▶ Given problem
Output the full listing below exactly, without the pictures.

▶ Supplied material
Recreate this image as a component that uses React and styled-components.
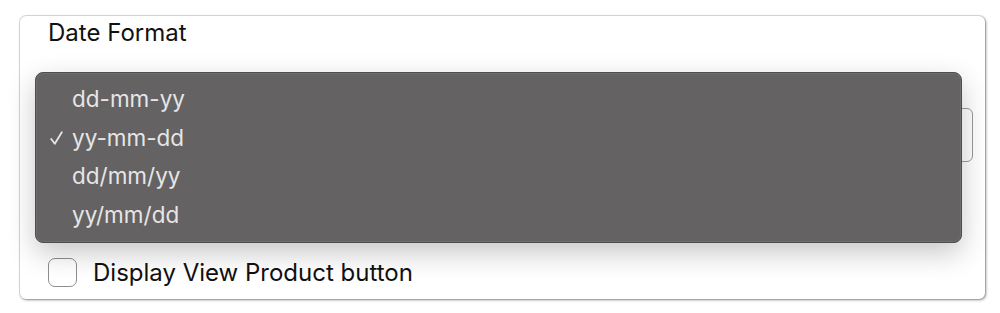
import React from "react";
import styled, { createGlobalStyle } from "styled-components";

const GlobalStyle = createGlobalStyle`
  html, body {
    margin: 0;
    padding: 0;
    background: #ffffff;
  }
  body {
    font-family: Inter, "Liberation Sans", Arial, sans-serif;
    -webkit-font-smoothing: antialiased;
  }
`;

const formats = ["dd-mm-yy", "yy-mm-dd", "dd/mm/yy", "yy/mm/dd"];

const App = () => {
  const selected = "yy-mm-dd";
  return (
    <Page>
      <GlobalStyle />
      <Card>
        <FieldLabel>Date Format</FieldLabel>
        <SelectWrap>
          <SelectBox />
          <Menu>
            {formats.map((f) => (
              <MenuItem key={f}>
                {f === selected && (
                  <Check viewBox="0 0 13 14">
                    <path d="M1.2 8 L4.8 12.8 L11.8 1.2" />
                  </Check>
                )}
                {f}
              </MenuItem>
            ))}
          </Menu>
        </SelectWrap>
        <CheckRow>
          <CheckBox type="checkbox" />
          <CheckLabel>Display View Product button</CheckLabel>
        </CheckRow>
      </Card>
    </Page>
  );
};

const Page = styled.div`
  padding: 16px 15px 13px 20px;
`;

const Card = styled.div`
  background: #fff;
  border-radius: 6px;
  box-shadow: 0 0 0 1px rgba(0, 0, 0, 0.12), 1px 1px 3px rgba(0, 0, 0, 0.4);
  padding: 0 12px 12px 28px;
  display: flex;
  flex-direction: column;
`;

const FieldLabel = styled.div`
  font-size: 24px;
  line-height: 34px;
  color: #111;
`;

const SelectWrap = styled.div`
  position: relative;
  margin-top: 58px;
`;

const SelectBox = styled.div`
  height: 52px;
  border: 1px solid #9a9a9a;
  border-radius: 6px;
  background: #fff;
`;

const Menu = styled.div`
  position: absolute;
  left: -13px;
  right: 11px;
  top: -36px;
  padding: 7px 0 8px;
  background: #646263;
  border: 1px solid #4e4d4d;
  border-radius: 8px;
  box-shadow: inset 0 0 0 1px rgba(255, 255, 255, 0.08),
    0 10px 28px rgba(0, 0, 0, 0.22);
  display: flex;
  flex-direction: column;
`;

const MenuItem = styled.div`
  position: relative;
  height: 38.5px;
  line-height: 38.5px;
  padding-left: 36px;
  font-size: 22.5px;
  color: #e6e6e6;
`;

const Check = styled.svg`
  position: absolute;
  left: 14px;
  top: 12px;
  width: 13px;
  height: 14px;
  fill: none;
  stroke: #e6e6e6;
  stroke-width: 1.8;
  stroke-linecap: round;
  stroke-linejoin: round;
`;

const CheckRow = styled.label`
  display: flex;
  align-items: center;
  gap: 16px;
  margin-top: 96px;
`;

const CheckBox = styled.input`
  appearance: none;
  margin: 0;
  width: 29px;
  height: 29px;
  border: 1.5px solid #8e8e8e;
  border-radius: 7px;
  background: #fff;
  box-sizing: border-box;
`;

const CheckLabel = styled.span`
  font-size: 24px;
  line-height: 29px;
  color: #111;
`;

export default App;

▶ Result of this task
Recreate this image as a component that uses React and styled-components.
import React from "react";
import styled, { createGlobalStyle } from "styled-components";

const GlobalStyle = createGlobalStyle`
  html, body {
    margin: 0;
    padding: 0;
    background: #ffffff;
  }
  body {
    font-family: Inter, "Liberation Sans", Arial, sans-serif;
    -webkit-font-smoothing: antialiased;
  }
`;

const formats = ["dd-mm-yy", "yy-mm-dd", "dd/mm/yy", "yy/mm/dd"];

const App = () => {
  const selected = "yy-mm-dd";
  return (
    <Page>
      <GlobalStyle />
      <Card>
        <FieldLabel>Date Format</FieldLabel>
        <SelectWrap>
          <SelectBox />
          <Menu>
            {formats.map((f) => (
              <MenuItem key={f}>
                {f === selected && (
                  <Check viewBox="0 0 13 14">
                    <path d="M1.2 8 L4.8 12.8 L11.8 1.2" />
                  </Check>
                )}
                {f}
              </MenuItem>
            ))}
          </Menu>
        </SelectWrap>
        <CheckRow>
          <CheckBox type="checkbox" />
          <CheckLabel>Display View Product button</CheckLabel>
        </CheckRow>
      </Card>
    </Page>
  );
};

const Page = styled.div`
  padding: 16px 15px 13px 20px;
`;

const Card = styled.div`
  background: #fff;
  border-radius: 6px;
  box-shadow: 0 0 0 1px rgba(0, 0, 0, 0.12), 1px 1px 3px rgba(0, 0, 0, 0.4);
  padding: 0 12px 12px 28px;
  display: flex;
  flex-direction: column;
`;

const FieldLabel = styled.div`
  font-size: 24px;
  line-height: 34px;
  color: #111;
`;

const SelectWrap = styled.div`
  position: relative;
  margin-top: 58px;
`;

const SelectBox = styled.div`
  height: 52px;
  border: 1px solid #9a9a9a;
  border-radius: 6px;
  background: #fff;
`;

const Menu = styled.div`
  position: absolute;
  left: -13px;
  right: 11px;
  top: -36px;
  padding: 7px 0 8px;
  background: #646263;
  border: 1px solid #4e4d4d;
  border-radius: 8px;
  box-shadow: inset 0 0 0 1px rgba(255, 255, 255, 0.08),
    0 10px 28px rgba(0, 0, 0, 0.22);
  display: flex;
  flex-direction: column;
`;

const MenuItem = styled.div`
  position: relative;
  height: 38.5px;
  line-height: 38.5px;
  padding-left: 36px;
  font-size: 22.5px;
  color: #e6e6e6;
`;

const Check = styled.svg`
  position: absolute;
  left: 14px;
  top: 12px;
  width: 13px;
  height: 14px;
  fill: none;
  stroke: #e6e6e6;
  stroke-width: 1.8;
  stroke-linecap: round;
  stroke-linejoin: round;
`;

const CheckRow = styled.label`
  display: flex;
  align-items: center;
  gap: 16px;
  margin-top: 96px;
`;

const CheckBox = styled.input`
  appearance: none;
  margin: 0;
  width: 29px;
  height: 29px;
  border: 1.5px solid #8e8e8e;
  border-radius: 7px;
  background: #fff;
  box-sizing: border-box;
`;

const CheckLabel = styled.span`
  font-size: 24px;
  line-height: 29px;
  color: #111;
`;

export default App;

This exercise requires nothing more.